Post by Nic Quattromani:
This week we got a revolutionary new picture of another planet in our solar system, and while it’s not the planet with the most interesting surface features (or with surface features at all, actually), we nevertheless have the best view of Neptune since Voyager 2 visited back in 1989. Feast your eyes on this beautiful blue space marble:
This image was captured by the Chile-based Very Large Telescope of the European Southern Observatory—an organization which surprisingly does not appear to be affiliated with the ESA—using the miracle technology of adaptive optics. Here’s the gist of it: for ground-based telescopes, no matter how large you build them, the atmosphere causes distortions that put an upper limit on the resolution you can achieve. What adaptive optics does is compensate for that, measuring the characteristics of the pesky air we breathe and adjusting a computer-controlled mirror to compensate. ESO’s Very Large Telescope* makes these calculations one thousand times per second. To make things even more intense, and more like a Bond villain’s pet project, the calibration is done by shooting four lasers at high-altitude sodium particles, creating an artificial “Laser Guide Star” which reveals exactly how thermal layers and turbulence affect the passage of light at that moment. The results are extraordinary:
Now, using this technique to look at Neptune doesn’t reveal that much. It’s a giant ball of blue, as we expected. Since Voyager 2 no aliens have come by and painted graffiti on it (at least, not on the side visible in ESO’s image). However, according to ESO adaptive optics “will enable astronomers to study in unprecedented detail fascinating objects such as supermassive black holes at the centres of distant galaxies, jets from young stars, globular clusters, supernovae, planets and their satellites in the Solar System and much more.” So, that covers pretty much everything. If it’s in the sky, you can use adaptive optics on it.
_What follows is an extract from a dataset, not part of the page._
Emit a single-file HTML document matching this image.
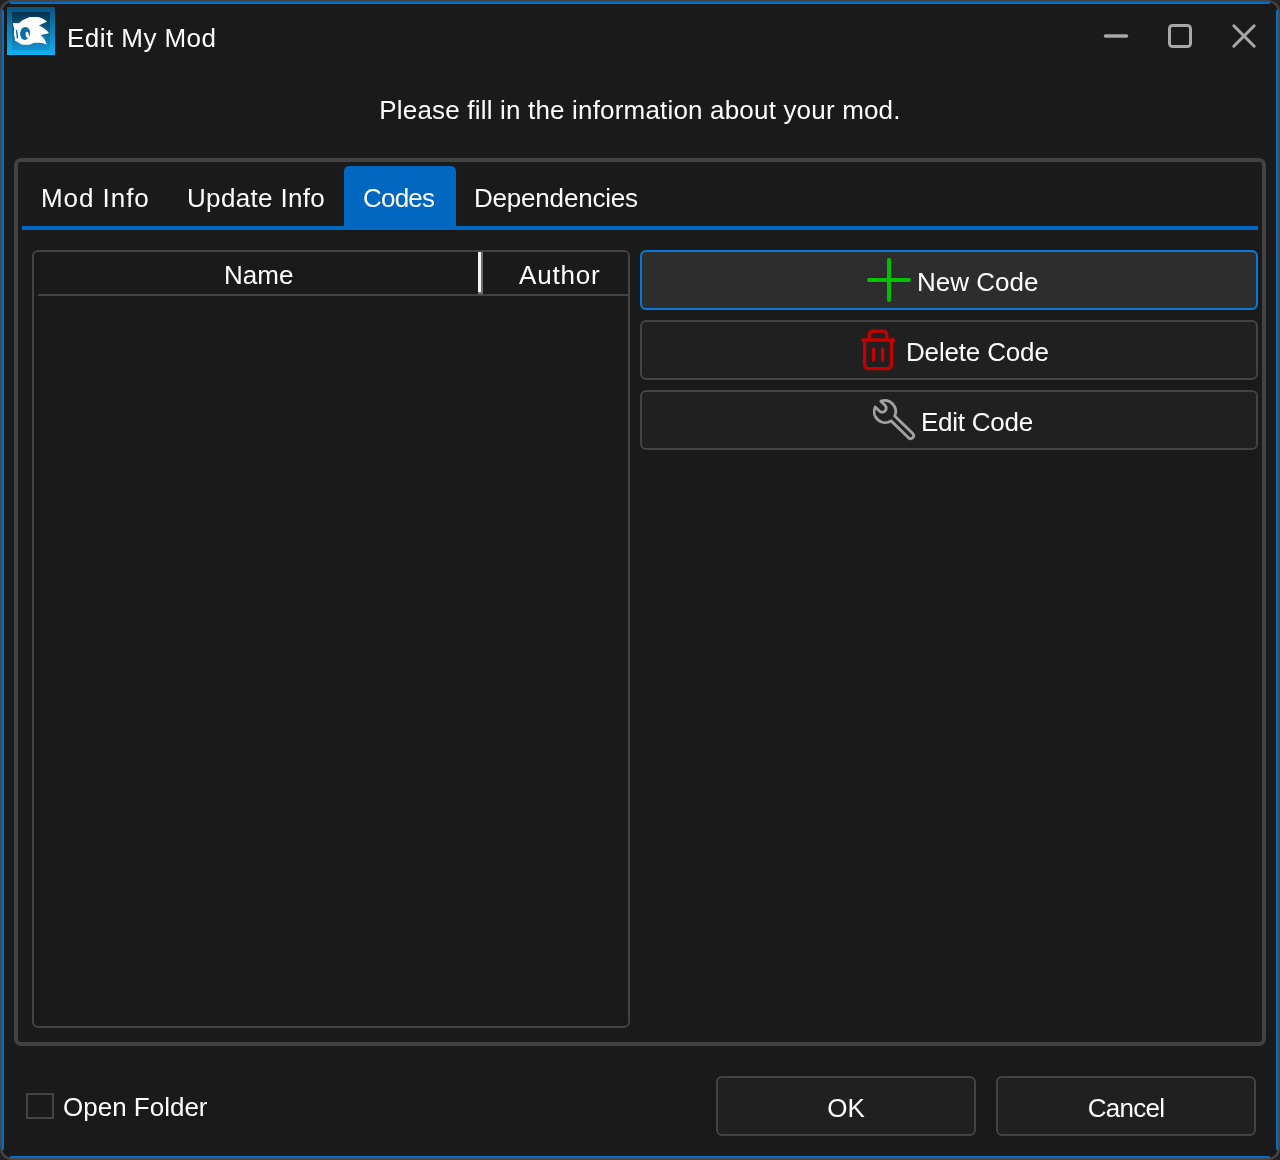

These Neptune photos are a high-definition harbinger of what is to come. The universe is at our fingertips, and now, thanks to the awesome power of science (and lasers), we don’t even have to leave the atmosphere to take a good, sharp look at it.
* Makes me wonder if there’s a shadowy international consortium of bureaucrats whose job is to give government projects the blandest names possible. Here in the States we’ve got the Space Launch System, the Advanced Gun System, the Experimental Spaceplane 1, and so on.